Brittle bone drug could halt breast cancer

Cheap drug could halt spread of breast cancer

A drug that is used to treat brittle bones can also stop the spread of breast cancer, say scientists.

The cheap drug, zoledronic acid, was combined with a commonly used chemotherapy drug and scientists found the tumours stopped growing. The cancer also stopped spreading after the treatment had finished.

Researchers now believe that combining the two drugs could be more beneficial at fighting the disease than any previous drug combination.

The brittle bone drug is also much cheaper than the breast cancer wonder drug, Herceptin, at under £1,000 per year of treatment.

As both the chemo drug, doxorubicin and zoledronic acid are already widely used, scientist believe the treatment could be approved to use within two years.
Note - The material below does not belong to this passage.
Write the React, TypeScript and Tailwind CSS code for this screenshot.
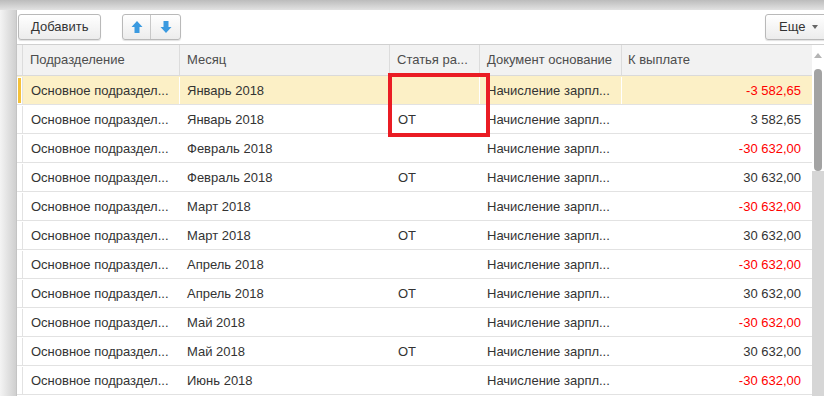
import React from 'react';

type Row = { month: string; article: string; amount: string; negative: boolean };

const rows: Row[] = [
  { month: 'Январь 2018', article: '', amount: '-3 582,65', negative: true },
  { month: 'Январь 2018', article: 'ОТ', amount: '3 582,65', negative: false },
  { month: 'Февраль 2018', article: '', amount: '-30 632,00', negative: true },
  { month: 'Февраль 2018', article: 'ОТ', amount: '30 632,00', negative: false },
  { month: 'Март 2018', article: '', amount: '-30 632,00', negative: true },
  { month: 'Март 2018', article: 'ОТ', amount: '30 632,00', negative: false },
  { month: 'Апрель 2018', article: '', amount: '-30 632,00', negative: true },
  { month: 'Апрель 2018', article: 'ОТ', amount: '30 632,00', negative: false },
  { month: 'Май 2018', article: '', amount: '-30 632,00', negative: true },
  { month: 'Май 2018', article: 'ОТ', amount: '30 632,00', negative: false },
  { month: 'Июнь 2018', article: '', amount: '-30 632,00', negative: true },
];

function ArrowUp() {
  return (
    <svg width="12" height="14" viewBox="0 0 12 14">
      <path d="M6 1 L11.5 7 L8.5 7 L8.5 13 L3.5 13 L3.5 7 L0.5 7 Z" fill="#3a9ae0" />
    </svg>
  );
}

function ArrowDown() {
  return (
    <svg width="12" height="14" viewBox="0 0 12 14">
      <path d="M6 13 L11.5 7 L8.5 7 L8.5 1 L3.5 1 L3.5 7 L0.5 7 Z" fill="#3a9ae0" />
    </svg>
  );
}

const btn =
  'h-[26px] border border-[#b9b9b9] rounded-[3px] bg-gradient-to-b from-white to-[#ececec] shadow-[0_1px_1px_rgba(0,0,0,0.12)] flex items-center';

export default function App() {
  return (
    <div className="w-[824px] h-[396px] overflow-hidden flex flex-col bg-[#e4e4e4] font-['Liberation_Sans',Arial,sans-serif] text-[13px] text-[#333]">
      {/* window shadow at the top */}
      <div className="h-[10px] shrink-0 bg-gradient-to-b from-[#bcbcbc] to-[#e2e2e2]" />

      <div className="flex flex-1 min-h-0">
        {/* shadow on the left */}
        <div className="w-[16px] shrink-0 bg-gradient-to-r from-[#f4f4f4] to-[#cfcfcf]" />

        <div className="relative flex-1 bg-white border-l border-[#c4c4c4] flex flex-col">
          {/* toolbar */}
          <div className="flex items-center h-[34px] pt-[4px] pb-[4px] pl-[1px]">
            <button className={`${btn} px-[12px] text-[#333]`}>Добавить</button>
            <div className={`${btn} ml-[21px]`}>
              <span className="w-[28px] h-full flex items-center justify-center border-r border-[#c8c8c8]">
                <ArrowUp />
              </span>
              <span className="w-[29px] h-full flex items-center justify-center">
                <ArrowDown />
              </span>
            </div>
            <div className="flex-1" />
            <button className={`${btn} w-[70px] pl-[13px] gap-[7px] -mr-[11px]`}>
              <span>Еще</span>
              <span className="w-0 h-0 border-l-[3px] border-r-[3px] border-t-[4px] border-l-transparent border-r-transparent border-t-[#666]" />
            </button>
          </div>

          {/* table */}
          <div className="flex flex-1 min-h-0 border-t border-[#d0d0d0]">
            <div className="flex flex-col w-[795px] shrink-0">
              <div className="flex h-[31px] shrink-0 bg-[#f2f2f2] border-b border-[#dadada] text-[#4d4d4d]">
                <div className="w-[6px] border-r border-[#dcdcdc]" />
                <div className="w-[157px] border-r border-[#dcdcdc] pl-[7px] flex items-center">Подразделение</div>
                <div className="w-[210px] border-r border-[#dcdcdc] pl-[7px] flex items-center">Месяц</div>
                <div className="w-[90px] border-r border-[#dcdcdc] pl-[7px] flex items-center">Статья ра...</div>
                <div className="w-[142px] border-r border-[#dcdcdc] pl-[7px] flex items-center">Документ основание</div>
                <div className="w-[190px] pl-[6px] flex items-center">К выплате</div>
              </div>

              {rows.map((r, i) => {
                const active = i === 0;
                return (
                  <div
                    key={i}
                    className={`flex h-[29px] shrink-0 border-b border-[#e2e2e2] pt-[1px] ${active ? 'bg-[#fcf0c6]' : 'bg-white'}`}
                  >
                    <div className="w-[6px] border-r border-[#e2e2e2] flex items-stretch py-[1px] bg-white">
                      {active && <div className="ml-[1px] w-[3px] bg-[#f4c13a]" />}
                    </div>
                    <div className="w-[157px] border-r border-white pl-[8px] flex items-center whitespace-nowrap">Основное подраздел...</div>
                    <div className="w-[210px] border-r border-white pl-[7px] flex items-center whitespace-nowrap">{r.month}</div>
                    <div className="w-[90px] border-r border-white pl-[8px] flex items-center">{r.article}</div>
                    <div className="w-[142px] border-r border-white pl-[7px] flex items-center whitespace-nowrap">Начисление зарпл...</div>
                    <div className={`w-[190px] pr-[11px] flex items-center justify-end ${r.negative ? 'text-[#ff0000]' : ''}`}>
                      {r.amount}
                    </div>
                  </div>
                );
              })}
            </div>

            {/* scrollbar */}
            <div className="flex flex-col flex-1">
              <div className="h-[24px] bg-white flex justify-center pt-[8px]">
                <span className="w-0 h-0 border-l-[4px] border-r-[4px] border-b-[5px] border-l-transparent border-r-transparent border-b-[#b4b4b4]" />
              </div>
              <div className="h-[102px] bg-white pl-[2px] pr-[1px]">
                <div className="h-full w-[8px] rounded-[4px] bg-[#a3a3a3]" />
              </div>
              <div className="flex-1 bg-[#d6d6d6]" />
            </div>
          </div>

          {/* red marker around the column */}
          <div className="absolute left-[371px] top-[63px] w-[102px] h-[64px] border-[4px] border-[#ea1c24]" />
        </div>
      </div>
    </div>
  );
}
The drug combination is now set to be tested on 3,000 women in the UK and the results will be released in six months.

Lead researcher Professor Robert Coleman said: ‘It would be a very substantial breakthrough. It is a completely new approach to treatment. It is relatively simple. It is not particularly unpleasant and it could also be applied to other cancers.’

However tests of the drug combination have so far only been carried out on mice. Dr Joanna Peak, of Cancer Research UK, said: ‘The benefits of giving zoledronic acid after doxorubicin have only been shown here in mice and now need to be evaluated more fully in people with breast cancer.’